**INPUT RECORDS**
☆ ☆ ☆ ☆ ☆ ☆ ☆

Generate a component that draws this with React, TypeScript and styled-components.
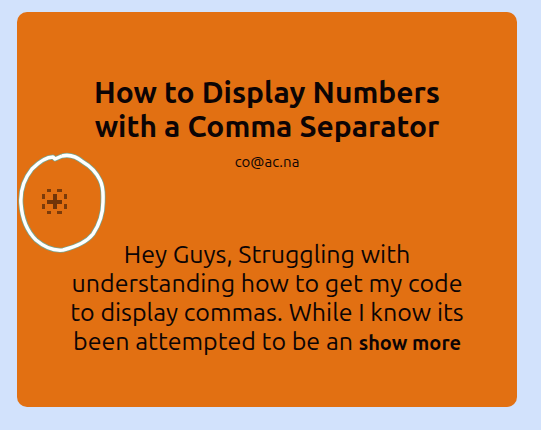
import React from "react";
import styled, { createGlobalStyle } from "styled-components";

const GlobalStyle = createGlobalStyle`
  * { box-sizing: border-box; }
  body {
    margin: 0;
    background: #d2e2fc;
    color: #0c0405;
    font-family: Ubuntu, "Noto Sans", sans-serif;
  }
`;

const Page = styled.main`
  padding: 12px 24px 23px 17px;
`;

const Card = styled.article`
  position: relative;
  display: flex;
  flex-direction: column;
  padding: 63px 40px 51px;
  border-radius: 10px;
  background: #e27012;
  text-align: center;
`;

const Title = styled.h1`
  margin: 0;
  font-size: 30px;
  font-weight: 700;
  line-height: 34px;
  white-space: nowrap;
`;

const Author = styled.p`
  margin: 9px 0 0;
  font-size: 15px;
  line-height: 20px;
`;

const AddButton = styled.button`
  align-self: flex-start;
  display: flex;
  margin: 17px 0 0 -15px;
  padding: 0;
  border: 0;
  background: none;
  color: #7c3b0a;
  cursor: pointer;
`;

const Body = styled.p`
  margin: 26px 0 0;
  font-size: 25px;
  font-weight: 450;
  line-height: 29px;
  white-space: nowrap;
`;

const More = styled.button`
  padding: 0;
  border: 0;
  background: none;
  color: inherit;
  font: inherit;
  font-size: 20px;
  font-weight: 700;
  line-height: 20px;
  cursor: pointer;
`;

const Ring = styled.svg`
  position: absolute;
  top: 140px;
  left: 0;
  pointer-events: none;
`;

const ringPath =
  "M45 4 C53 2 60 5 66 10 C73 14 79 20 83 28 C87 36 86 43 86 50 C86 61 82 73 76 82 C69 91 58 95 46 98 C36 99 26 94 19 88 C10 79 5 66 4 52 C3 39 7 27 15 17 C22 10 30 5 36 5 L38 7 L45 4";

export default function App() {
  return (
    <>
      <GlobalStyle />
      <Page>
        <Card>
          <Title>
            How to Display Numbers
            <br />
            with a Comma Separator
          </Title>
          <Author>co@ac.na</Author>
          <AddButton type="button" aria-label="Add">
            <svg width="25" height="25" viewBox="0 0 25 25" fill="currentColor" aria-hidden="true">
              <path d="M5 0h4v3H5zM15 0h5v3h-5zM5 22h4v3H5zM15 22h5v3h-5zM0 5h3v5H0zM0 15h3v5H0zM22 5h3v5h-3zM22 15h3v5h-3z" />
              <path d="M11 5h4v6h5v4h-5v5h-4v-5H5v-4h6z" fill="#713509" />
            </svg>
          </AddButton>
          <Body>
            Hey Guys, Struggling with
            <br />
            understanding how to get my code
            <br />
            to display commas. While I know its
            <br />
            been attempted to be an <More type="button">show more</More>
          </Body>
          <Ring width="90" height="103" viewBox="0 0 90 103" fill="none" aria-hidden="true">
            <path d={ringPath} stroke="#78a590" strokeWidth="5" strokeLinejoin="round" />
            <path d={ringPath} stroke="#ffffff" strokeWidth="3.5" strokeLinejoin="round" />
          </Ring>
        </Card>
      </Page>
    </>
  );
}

☆ ☆ ☆ ☆ ☆ ☆ ☆

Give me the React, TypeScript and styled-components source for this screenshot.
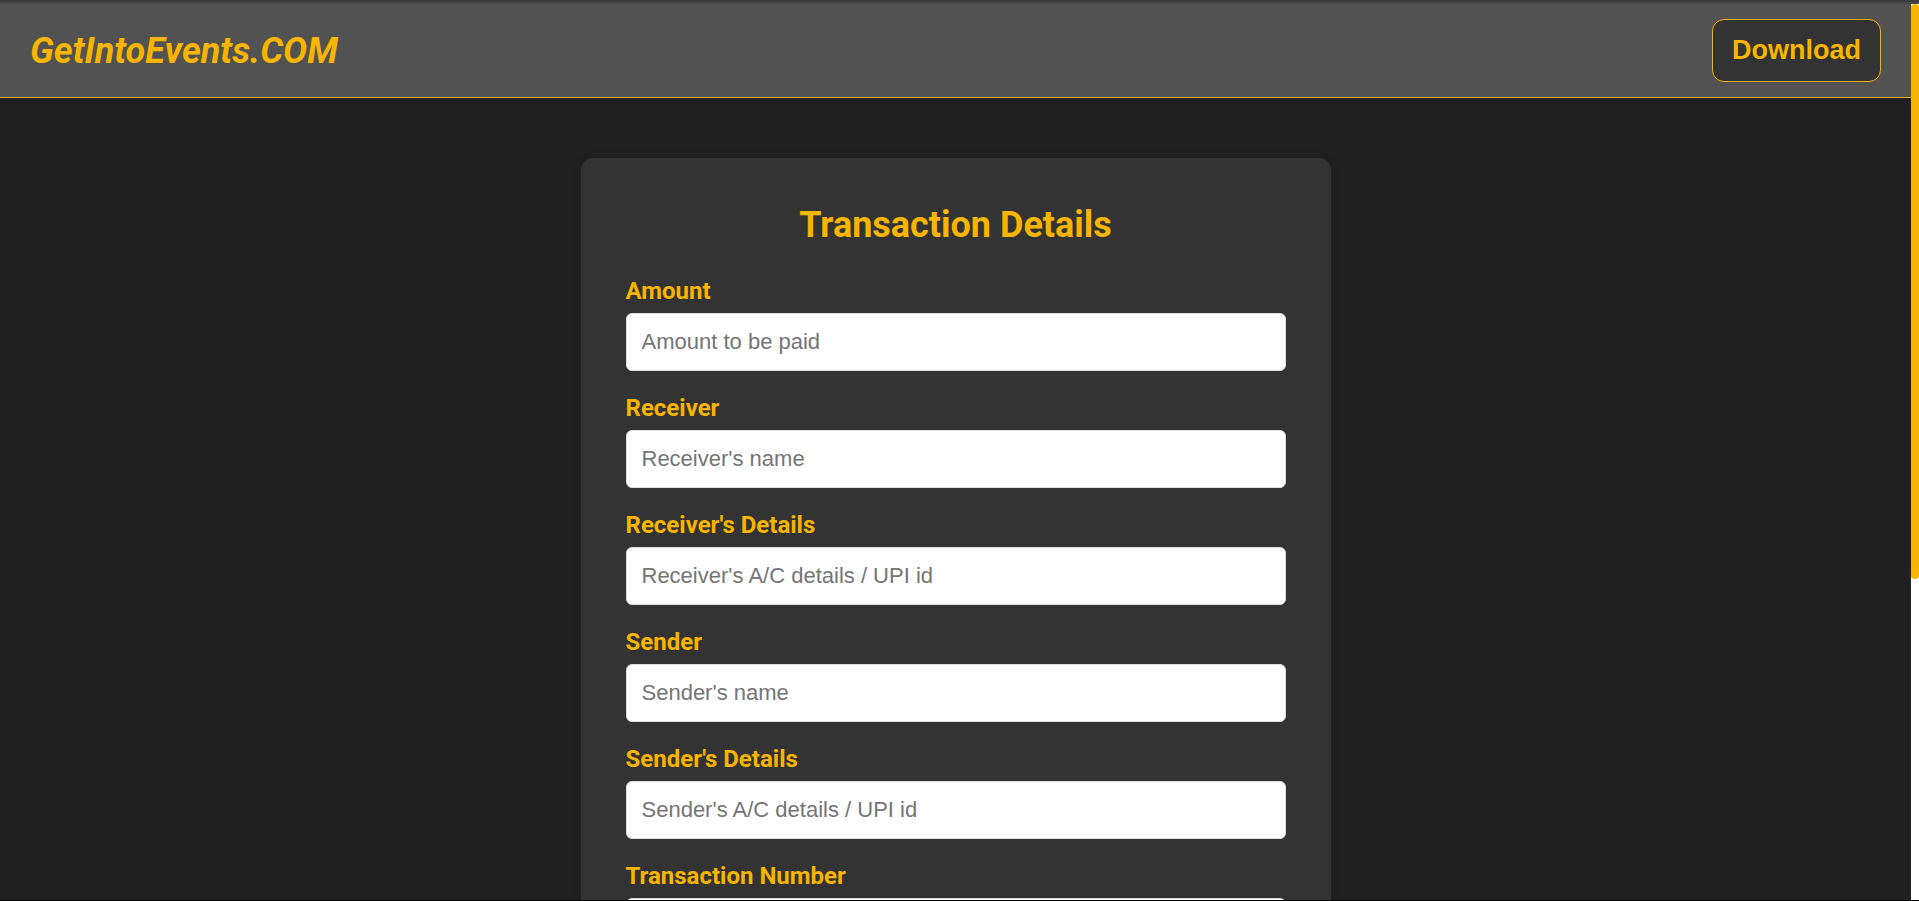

☆ ☆ ☆ ☆ ☆ ☆ ☆

**DIRECTIONS FOR THIS TASK**
Look above for the line with "Generate a component" and the line with "5 66 10 C73", then copy exactly the lines from the first through the second, both kept, with no pictures.

**SOLUTION TO THE PROBLEM**
Generate a component that draws this with React, TypeScript and styled-components.
import React from "react";
import styled, { createGlobalStyle } from "styled-components";

const GlobalStyle = createGlobalStyle`
  * { box-sizing: border-box; }
  body {
    margin: 0;
    background: #d2e2fc;
    color: #0c0405;
    font-family: Ubuntu, "Noto Sans", sans-serif;
  }
`;

const Page = styled.main`
  padding: 12px 24px 23px 17px;
`;

const Card = styled.article`
  position: relative;
  display: flex;
  flex-direction: column;
  padding: 63px 40px 51px;
  border-radius: 10px;
  background: #e27012;
  text-align: center;
`;

const Title = styled.h1`
  margin: 0;
  font-size: 30px;
  font-weight: 700;
  line-height: 34px;
  white-space: nowrap;
`;

const Author = styled.p`
  margin: 9px 0 0;
  font-size: 15px;
  line-height: 20px;
`;

const AddButton = styled.button`
  align-self: flex-start;
  display: flex;
  margin: 17px 0 0 -15px;
  padding: 0;
  border: 0;
  background: none;
  color: #7c3b0a;
  cursor: pointer;
`;

const Body = styled.p`
  margin: 26px 0 0;
  font-size: 25px;
  font-weight: 450;
  line-height: 29px;
  white-space: nowrap;
`;

const More = styled.button`
  padding: 0;
  border: 0;
  background: none;
  color: inherit;
  font: inherit;
  font-size: 20px;
  font-weight: 700;
  line-height: 20px;
  cursor: pointer;
`;

const Ring = styled.svg`
  position: absolute;
  top: 140px;
  left: 0;
  pointer-events: none;
`;

const ringPath =
  "M45 4 C53 2 60 5 66 10 C73 14 79 20 83 28 C87 36 86 43 86 50 C86 61 82 73 76 82 C69 91 58 95 46 98 C36 99 26 94 19 88 C10 79 5 66 4 52 C3 39 7 27 15 17 C22 10 30 5 36 5 L38 7 L45 4";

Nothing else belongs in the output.